## What to do
Isolate every line in the records below with "that" in it.

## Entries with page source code
----

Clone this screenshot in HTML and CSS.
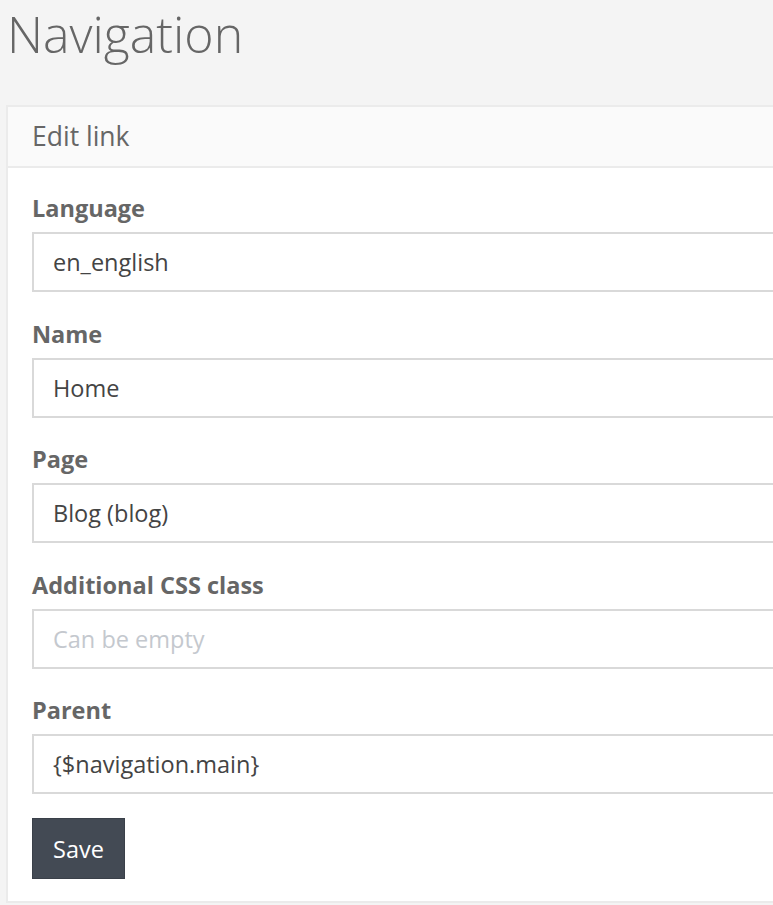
FILE: index.html
```html
<!DOCTYPE html>
<html>
<head>
<meta charset="utf-8">
<link rel="stylesheet" href="styles.css">
</head>
<body>
<h1 class="page-title">Navigation</h1>
<div class="panel">
  <div class="panel-heading">Edit link</div>
  <form class="panel-body">
    <div class="field">
      <label class="field-label">Language</label>
      <div class="field-input">en_english</div>
    </div>
    <div class="field">
      <label class="field-label">Name</label>
      <div class="field-input">Home</div>
    </div>
    <div class="field">
      <label class="field-label">Page</label>
      <div class="field-input">Blog (blog)</div>
    </div>
    <div class="field">
      <label class="field-label">Additional CSS class</label>
      <div class="field-input placeholder">Can be empty</div>
    </div>
    <div class="field">
      <label class="field-label">Parent</label>
      <div class="field-input">{$navigation.main}</div>
    </div>
    <button type="button" class="btn-save">Save</button>
  </form>
</div>
</body>
</html>
```
FILE: styles.css
```css
html, body {
  margin: 0;
  padding: 0;
  overflow: hidden;
  height: 905px;
}
body {
  background: #f4f4f4;
  font-family: "Open Sans", "Noto Sans", sans-serif;
  color: #555;
}
.page-title {
  margin: 0;
  padding: 0 0 0 7px;
  font-size: 50px;
  font-weight: 300;
  line-height: 68px;
  color: #666;
  height: 105px;
}
.panel {
  margin-left: 6px;
  width: 840px;
  background: #fff;
  border: 2px solid #ebebeb;
}
.panel-heading {
  background: #fafafa;
  border-bottom: 2px solid #ebebeb;
  height: 59px;
  line-height: 59px;
  padding-left: 24px;
  font-size: 26.5px;
  color: #666;
}
.panel-body {
  padding: 24px 24px 22px 24px;
}
.field {
  display: flex;
  flex-direction: column;
  margin-bottom: 25.5px;
}
.field:last-of-type {
  margin-bottom: 24px;
}
.field-label {
  font-weight: 700;
  font-size: 23.5px;
  line-height: 32px;
  color: #666;
  margin-bottom: 8px;
}
.field-input {
  height: 56px;
  border: 2px solid #d9d9d9;
  padding: 0 19px;
  font-size: 23.5px;
  line-height: 56px;
  color: #444;
}
.field-input.placeholder {
  color: #c4c8ce;
}
.btn-save {
  display: block;
  font-family: "Open Sans", "Noto Sans", sans-serif;
  font-size: 23.5px;
  color: #fff;
  background: #434a54;
  border: 1px solid #3a4049;
  width: 93px;
  height: 61px;
  padding: 0;
}
```
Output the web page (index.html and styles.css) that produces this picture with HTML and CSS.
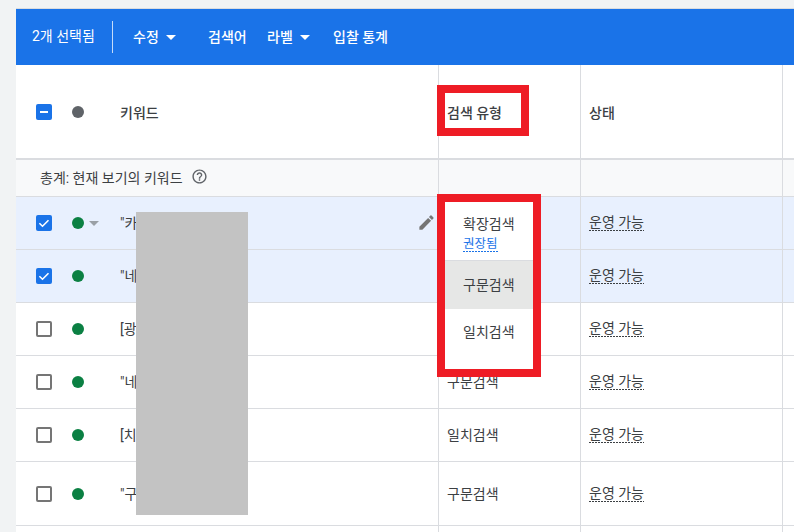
FILE: index.html
```html
<!DOCTYPE html>
<html lang="ko">
<head>
<meta charset="utf-8">
<title>키워드</title>
<link rel="stylesheet" href="styles.css">
</head>
<body>
<div class="page">
  <div class="toolbar">
    <span class="count">2개 선택됨</span>
    <span class="divider"></span>
    <span class="action action-edit">수정<i class="tool-caret"></i></span>
    <span class="action action-search">검색어</span>
    <span class="action action-label">라벨<i class="tool-caret"></i></span>
    <span class="action">입찰 통계</span>
  </div>

  <div class="row head">
    <div class="cell kw"><span class="box on"><svg viewBox="0 0 16 16"><path d="M4 8h8" stroke="#fff" stroke-width="2"/></svg></span><span class="slot"><i class="dot grey"></i></span><span class="name">키워드</span></div>
    <div class="cell">검색 유형</div>
    <div class="cell">상태</div>
    <div class="cell"></div>
  </div>

  <div class="row totals">
    <div class="cell kw">총계: 현재 보기의 키워드<svg class="help" viewBox="0 0 24 24"><path fill="#5f6368" d="M11 18h2v-2h-2v2zm1-16C6.48 2 2 6.48 2 12s4.48 10 10 10 10-4.48 10-10S17.52 2 12 2zm0 18c-4.41 0-8-3.59-8-8s3.59-8 8-8 8 3.59 8 8-3.59 8-8 8zm0-14c-2.21 0-4 1.79-4 4h2c0-1.1.9-2 2-2s2 .9 2 2c0 2-3 1.75-3 5h2c0-2.25 3-2.5 3-5 0-2.21-1.79-4-4-4z"/></svg></div>
    <div class="cell"></div>
    <div class="cell"></div>
    <div class="cell"></div>
  </div>

  <div class="row picked">
    <div class="cell kw"><span class="box on"><svg viewBox="0 0 16 16"><path d="M3.4 8.2l3.1 3 6-6" fill="none" stroke="#fff" stroke-width="1.6"/></svg></span><span class="slot"><i class="dot"></i><i class="row-caret"></i></span><span class="name">"카</span><svg class="pencil" viewBox="0 0 24 24"><path fill="#757575" d="M3 17.25V21h3.75L17.81 9.94l-3.75-3.75L3 17.25zM20.71 7.04a1 1 0 0 0 0-1.41l-2.34-2.34a1 1 0 0 0-1.41 0l-1.83 1.83 3.75 3.75 1.83-1.83z"/></svg></div>
    <div class="cell"></div>
    <div class="cell"><span class="status">운영 가능</span></div>
    <div class="cell"></div>
  </div>
  <div class="row picked">
    <div class="cell kw"><span class="box on"><svg viewBox="0 0 16 16"><path d="M3.4 8.2l3.1 3 6-6" fill="none" stroke="#fff" stroke-width="1.6"/></svg></span><span class="slot"><i class="dot"></i></span><span class="name">"네</span></div>
    <div class="cell"></div>
    <div class="cell"><span class="status">운영 가능</span></div>
    <div class="cell"></div>
  </div>
  <div class="row">
    <div class="cell kw"><span class="box"></span><span class="slot"><i class="dot"></i></span><span class="name">[광</span></div>
    <div class="cell"></div>
    <div class="cell"><span class="status">운영 가능</span></div>
    <div class="cell"></div>
  </div>
  <div class="row">
    <div class="cell kw"><span class="box"></span><span class="slot"><i class="dot"></i></span><span class="name">"네</span></div>
    <div class="cell">구문검색</div>
    <div class="cell"><span class="status">운영 가능</span></div>
    <div class="cell"></div>
  </div>
  <div class="row">
    <div class="cell kw"><span class="box"></span><span class="slot"><i class="dot"></i></span><span class="name">[치</span></div>
    <div class="cell">일치검색</div>
    <div class="cell"><span class="status">운영 가능</span></div>
    <div class="cell"></div>
  </div>
  <div class="row tall">
    <div class="cell kw"><span class="box"></span><span class="slot"><i class="dot"></i></span><span class="name">"구</span></div>
    <div class="cell">구문검색</div>
    <div class="cell"><span class="status">운영 가능</span></div>
    <div class="cell"></div>
  </div>
  <div class="row tail">
    <div class="cell kw"></div>
    <div class="cell"></div>
    <div class="cell"></div>
    <div class="cell"></div>
  </div>
</div>

<div class="redact"></div>
<div class="mark mark-head"></div>
<div class="mark mark-menu">
  <div class="menu">
    <div class="item first"><span>확장검색</span><span class="hint">권장됨</span></div>
    <div class="item current"><span>구문검색</span></div>
    <div class="item last"><span>일치검색</span></div>
  </div>
</div>
</body>
</html>
```
FILE: styles.css
```css
* { box-sizing: border-box; }
html, body { margin: 0; height: 532px; overflow: hidden; }
body {
  position: relative;
  background: #f1f3f4;
  font: 14px/16px Roboto, "Noto Sans CJK KR", sans-serif;
  color: #3c4043;
}
.page { margin-left: 16px; padding-top: 9px; }
.page::before { content: ""; position: absolute; left: 16px; right: 0; top: 8px; height: 1px; background: #dadce0; }

.toolbar {
  height: 56px;
  background: #1a73e8;
  color: #fff;
  display: flex;
  align-items: center;
  padding-left: 16px;
}
.count { width: 64px; margin-top: -2px; }
.divider { width: 1px; height: 32px; background: rgba(255,255,255,.75); margin: 0 20px 0 16px; }
.action { font-weight: 500; display: flex; align-items: center; }
.action-edit { width: 75px; }
.action-search { width: 59px; }
.action-label { width: 66px; }
.tool-caret { width: 0; height: 0; border: 5px solid transparent; border-top-color: #fff; border-bottom: 0; margin-left: 7px; }

.row {
  display: grid;
  grid-template-columns: 422px 142px 202px 12px;
  height: 53px;
  background: #fff;
  border-bottom: 1px solid #dadce0;
}
.cell { display: flex; align-items: center; padding-left: 8px; border-left: 1px solid #dadce0; }
.cell.kw { padding-left: 20px; border-left: 0; position: relative; }
.head { height: 95px; border-bottom-width: 2px; font-weight: 500; }
.head .name, .head .cell:not(.kw) { padding-top: 2px; }
.totals { height: 37px; background: #f8f9fa; }
.totals .kw { padding-left: 24px; padding-bottom: 1px; }
.picked { background: #e8f0fe; }
.tall { height: 64px; }
.tail { height: 10px; border: 0; }

.box { width: 16px; height: 16px; border: 2px solid #757575; border-radius: 2px; flex: none; }
.box.on { background: #1a73e8; border: 0; }
.box svg { display: block; width: 16px; height: 16px; }
.slot { width: 68px; padding-left: 20px; flex: none; display: flex; align-items: center; }
.dot { width: 12px; height: 12px; border-radius: 50%; background: #0b8043; flex: none; }
.dot.grey { background: #5f6368; }
.row-caret { width: 0; height: 0; border: 5px solid transparent; border-top-color: #9aa0a6; border-bottom: 0; margin-left: 5px; }
.pencil { position: absolute; left: 401px; top: 16px; width: 19px; height: 19px; }
.help { width: 17px; height: 17px; margin: -3px 0 0 8px; }

.status {
  line-height: 15px;
  padding-bottom: 1px;
  background: repeating-linear-gradient(90deg, #3c4043 0 2px, transparent 2px 3px) left bottom / 100% 1px no-repeat;
}

.redact { position: absolute; left: 136px; top: 212px; width: 112px; height: 303px; background: #c3c3c3; }
.mark { position: absolute; left: 437px; border: 8px solid #ee1c25; }
.mark-head { top: 85px; width: 92px; height: 51px; }
.mark-menu { top: 194px; width: 104px; height: 183px; }
.menu { height: 100%; background: #fff; display: flex; flex-direction: column; }
.item { padding-left: 18px; display: flex; flex-direction: column; }
.first { height: 58px; padding-top: 14px; }
.current { height: 49px; background: #e6e7e6; justify-content: center; border-top: 1px solid #dadce0; }
.last { flex: 1; padding-top: 15px; }
.hint {
  align-self: flex-start;
  font-size: 12.5px;
  line-height: 15px;
  margin-top: 4px;
  padding-bottom: 1px;
  color: #1a73e8;
  background: repeating-linear-gradient(90deg, #1a73e8 0 2px, transparent 2px 3px) left bottom / 100% 1px no-repeat;
}
```
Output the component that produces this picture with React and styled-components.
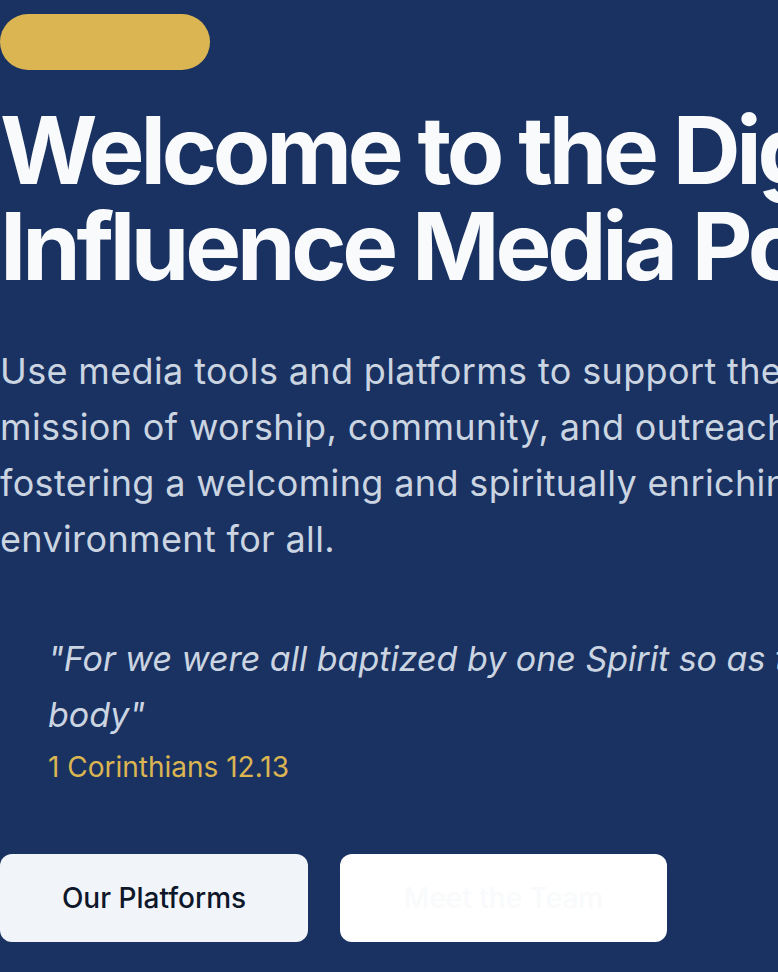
import React from 'react';
import styled, { createGlobalStyle } from 'styled-components';

const GlobalStyle = createGlobalStyle`
  html, body {
    margin: 0;
    padding: 0;
    background-color: #1a3261;
  }

  body {
    font-family: Inter, 'Noto Sans', 'Liberation Sans', sans-serif;
    -webkit-font-smoothing: antialiased;
  }
`;

const HeroSection = styled.section`
  background-color: #1a3261;
  min-height: 972px;
  overflow: hidden;
`;

const Container = styled.div`
  width: 1000px;
  padding-top: 14px;
`;

const Badge = styled.div`
  width: 210px;
  height: 56px;
  border-radius: 9999px;
  background-color: #dab552;
  margin-bottom: 32px;
`;

const Title = styled.h1`
  margin: 0 0 49px;
  width: 1200px;
  font-size: 94px;
  line-height: 96px;
  font-weight: 700;
  letter-spacing: -0.045em;
  color: #f8fafc;
`;

const Lead = styled.p`
  margin: 0 0 64px;
  max-width: 945px;
  font-size: 36px;
  line-height: 56px;
  letter-spacing: 0.01em;
  color: #cbd5e1;
`;

const Quote = styled.blockquote`
  margin: 0 0 67px;
  padding-left: 48px;
  width: 1000px;
`;

const QuoteText = styled.p`
  margin: 0;
  font-size: 34px;
  line-height: 56px;
  font-style: italic;
  color: #cbd5e1;
`;

const Reference = styled.cite`
  display: block;
  margin-top: 4px;
  font-size: 28px;
  line-height: 40px;
  font-style: normal;
  color: #dab552;
`;

const Actions = styled.div`
  display: flex;
  gap: 32px;
`;

const Button = styled.a`
  display: flex;
  align-items: center;
  justify-content: center;
  box-sizing: border-box;
  width: ${(p) => p.$width}px;
  height: 88px;
  border-radius: 12px;
  font-size: 28px;
  font-weight: 500;
  text-decoration: none;
  background-color: ${(p) => (p.$variant === 'outline' ? '#ffffff' : '#f1f5f9')};
  color: ${(p) => (p.$variant === 'outline' ? '#f8fafc' : '#0f172a')};
`;

const App = () => {
  return (
    <>
      <GlobalStyle />
      <HeroSection>
        <Container>
          <Badge />
          <Title>
            Welcome to the Digital
            <br />
            Influence Media Portal
          </Title>
          <Lead>
            Use media tools and platforms to support the church's mission of worship,
            community, and outreach, fostering a welcoming and spiritually enriching
            environment for all.
          </Lead>
          <Quote>
            <QuoteText>
              "For we were all baptized by one Spirit so as to form one body"
            </QuoteText>
            <Reference>1 Corinthians 12.13</Reference>
          </Quote>
          <Actions>
            <Button href="#platforms" $width={308}>Our Platforms</Button>
            <Button href="#team" $variant="outline" $width={327}>Meet the Team</Button>
          </Actions>
        </Container>
      </HeroSection>
    </>
  );
};

export default App;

----

## Exercise output
Output the web page (index.html and styles.css) that produces this picture with HTML and CSS.
Output the component that produces this picture with React and styled-components.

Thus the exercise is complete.